→ **What you need to do**:
Scan the records below for the word "this" and give only the number of lines that hold it.

─── Records shown ───

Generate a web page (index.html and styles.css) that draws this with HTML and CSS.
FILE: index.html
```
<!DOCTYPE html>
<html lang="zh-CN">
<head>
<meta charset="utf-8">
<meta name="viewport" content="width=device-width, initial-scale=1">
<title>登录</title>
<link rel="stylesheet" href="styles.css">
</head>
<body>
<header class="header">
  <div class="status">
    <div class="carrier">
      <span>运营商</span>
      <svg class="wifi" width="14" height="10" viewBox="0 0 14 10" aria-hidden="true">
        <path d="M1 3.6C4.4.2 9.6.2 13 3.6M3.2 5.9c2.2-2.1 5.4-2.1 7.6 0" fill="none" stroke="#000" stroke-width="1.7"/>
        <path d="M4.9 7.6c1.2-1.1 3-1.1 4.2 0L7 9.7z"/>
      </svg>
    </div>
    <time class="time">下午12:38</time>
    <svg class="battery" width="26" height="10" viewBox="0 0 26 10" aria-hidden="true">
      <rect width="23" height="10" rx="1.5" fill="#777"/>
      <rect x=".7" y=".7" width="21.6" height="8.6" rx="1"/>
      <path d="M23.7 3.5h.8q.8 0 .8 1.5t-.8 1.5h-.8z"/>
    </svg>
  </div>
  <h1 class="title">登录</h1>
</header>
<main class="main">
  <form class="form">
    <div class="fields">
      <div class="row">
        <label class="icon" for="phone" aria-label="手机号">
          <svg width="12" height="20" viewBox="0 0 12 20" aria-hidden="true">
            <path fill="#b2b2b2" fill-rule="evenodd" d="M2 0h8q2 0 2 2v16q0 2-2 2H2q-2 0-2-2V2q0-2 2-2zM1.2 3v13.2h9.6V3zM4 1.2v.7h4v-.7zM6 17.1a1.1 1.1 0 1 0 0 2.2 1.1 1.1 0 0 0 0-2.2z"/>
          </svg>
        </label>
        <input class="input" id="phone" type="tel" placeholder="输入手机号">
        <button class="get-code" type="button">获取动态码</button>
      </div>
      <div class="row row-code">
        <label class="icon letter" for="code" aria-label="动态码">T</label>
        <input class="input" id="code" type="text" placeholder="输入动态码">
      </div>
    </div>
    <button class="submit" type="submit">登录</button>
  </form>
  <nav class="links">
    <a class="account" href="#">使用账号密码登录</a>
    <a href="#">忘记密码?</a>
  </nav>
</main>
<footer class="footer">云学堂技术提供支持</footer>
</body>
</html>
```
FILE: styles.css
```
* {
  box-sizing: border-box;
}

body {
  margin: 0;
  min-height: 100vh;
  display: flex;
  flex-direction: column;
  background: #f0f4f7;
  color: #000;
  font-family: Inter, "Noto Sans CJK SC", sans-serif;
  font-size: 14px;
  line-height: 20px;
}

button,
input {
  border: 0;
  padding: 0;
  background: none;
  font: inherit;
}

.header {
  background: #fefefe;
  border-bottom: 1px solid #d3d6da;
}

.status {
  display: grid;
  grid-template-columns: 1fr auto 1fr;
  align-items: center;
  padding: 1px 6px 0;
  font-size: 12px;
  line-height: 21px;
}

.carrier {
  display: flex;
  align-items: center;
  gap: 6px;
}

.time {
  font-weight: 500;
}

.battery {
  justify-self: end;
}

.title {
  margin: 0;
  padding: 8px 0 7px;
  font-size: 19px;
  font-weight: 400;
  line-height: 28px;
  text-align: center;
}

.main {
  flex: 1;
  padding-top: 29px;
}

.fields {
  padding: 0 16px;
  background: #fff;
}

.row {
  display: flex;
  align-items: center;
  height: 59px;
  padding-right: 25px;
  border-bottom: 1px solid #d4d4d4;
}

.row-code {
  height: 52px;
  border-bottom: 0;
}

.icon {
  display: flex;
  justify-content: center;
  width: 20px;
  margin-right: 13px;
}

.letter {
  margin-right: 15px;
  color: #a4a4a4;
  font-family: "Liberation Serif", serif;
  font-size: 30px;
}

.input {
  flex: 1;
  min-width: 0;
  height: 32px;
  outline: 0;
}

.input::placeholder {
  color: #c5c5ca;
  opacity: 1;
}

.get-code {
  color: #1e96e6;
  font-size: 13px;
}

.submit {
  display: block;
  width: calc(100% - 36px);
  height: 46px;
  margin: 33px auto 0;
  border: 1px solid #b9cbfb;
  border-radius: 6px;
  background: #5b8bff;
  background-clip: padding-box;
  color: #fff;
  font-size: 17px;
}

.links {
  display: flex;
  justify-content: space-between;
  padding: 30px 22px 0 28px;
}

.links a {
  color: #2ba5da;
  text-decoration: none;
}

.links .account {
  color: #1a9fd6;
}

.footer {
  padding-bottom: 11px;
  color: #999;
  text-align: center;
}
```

───
─── Records shown ───

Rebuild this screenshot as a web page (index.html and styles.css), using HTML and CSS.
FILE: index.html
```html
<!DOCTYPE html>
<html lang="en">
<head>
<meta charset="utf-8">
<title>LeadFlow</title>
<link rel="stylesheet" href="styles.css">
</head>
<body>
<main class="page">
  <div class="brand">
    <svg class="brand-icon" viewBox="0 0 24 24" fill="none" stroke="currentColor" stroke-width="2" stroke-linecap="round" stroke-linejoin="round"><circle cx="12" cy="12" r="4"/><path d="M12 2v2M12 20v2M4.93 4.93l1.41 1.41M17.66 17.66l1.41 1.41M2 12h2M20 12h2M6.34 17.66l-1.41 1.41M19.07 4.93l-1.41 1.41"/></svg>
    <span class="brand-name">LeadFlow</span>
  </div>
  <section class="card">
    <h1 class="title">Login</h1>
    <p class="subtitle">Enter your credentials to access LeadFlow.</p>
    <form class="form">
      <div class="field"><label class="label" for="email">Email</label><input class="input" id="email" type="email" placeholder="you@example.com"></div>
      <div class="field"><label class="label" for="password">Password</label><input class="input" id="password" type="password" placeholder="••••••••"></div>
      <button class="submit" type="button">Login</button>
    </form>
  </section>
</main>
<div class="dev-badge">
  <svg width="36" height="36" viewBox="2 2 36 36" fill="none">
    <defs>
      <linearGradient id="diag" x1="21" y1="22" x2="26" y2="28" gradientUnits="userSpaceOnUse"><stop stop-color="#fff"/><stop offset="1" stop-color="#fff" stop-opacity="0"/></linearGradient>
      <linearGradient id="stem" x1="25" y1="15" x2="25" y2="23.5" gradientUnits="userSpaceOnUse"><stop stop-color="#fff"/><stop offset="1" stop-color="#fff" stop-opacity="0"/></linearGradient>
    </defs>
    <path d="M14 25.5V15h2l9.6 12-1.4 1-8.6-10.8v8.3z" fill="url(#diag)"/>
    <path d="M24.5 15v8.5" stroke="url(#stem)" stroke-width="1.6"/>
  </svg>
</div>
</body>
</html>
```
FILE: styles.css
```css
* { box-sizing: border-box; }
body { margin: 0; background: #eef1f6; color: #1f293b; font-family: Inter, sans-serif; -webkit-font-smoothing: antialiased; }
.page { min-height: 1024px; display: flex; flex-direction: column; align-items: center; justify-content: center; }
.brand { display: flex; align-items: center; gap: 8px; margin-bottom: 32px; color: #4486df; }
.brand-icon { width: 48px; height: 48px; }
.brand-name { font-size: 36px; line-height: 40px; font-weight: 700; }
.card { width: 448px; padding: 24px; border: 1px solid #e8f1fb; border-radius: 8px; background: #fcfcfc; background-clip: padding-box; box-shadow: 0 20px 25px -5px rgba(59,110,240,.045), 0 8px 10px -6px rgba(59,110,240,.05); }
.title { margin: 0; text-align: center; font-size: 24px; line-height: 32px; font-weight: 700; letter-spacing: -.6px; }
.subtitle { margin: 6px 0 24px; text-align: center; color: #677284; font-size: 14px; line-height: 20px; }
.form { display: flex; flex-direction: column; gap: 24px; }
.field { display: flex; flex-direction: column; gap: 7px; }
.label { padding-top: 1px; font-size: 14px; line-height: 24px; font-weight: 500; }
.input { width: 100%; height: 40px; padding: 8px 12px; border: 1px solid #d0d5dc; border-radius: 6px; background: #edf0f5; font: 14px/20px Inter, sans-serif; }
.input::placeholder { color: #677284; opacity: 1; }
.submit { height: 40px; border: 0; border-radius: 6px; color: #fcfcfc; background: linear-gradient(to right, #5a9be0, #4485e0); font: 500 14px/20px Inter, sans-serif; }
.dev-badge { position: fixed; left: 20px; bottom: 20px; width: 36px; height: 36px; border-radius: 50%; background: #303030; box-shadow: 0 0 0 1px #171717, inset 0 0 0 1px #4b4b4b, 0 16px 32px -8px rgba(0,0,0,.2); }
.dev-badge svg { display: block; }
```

───

→ **Answer to the exercise**:
2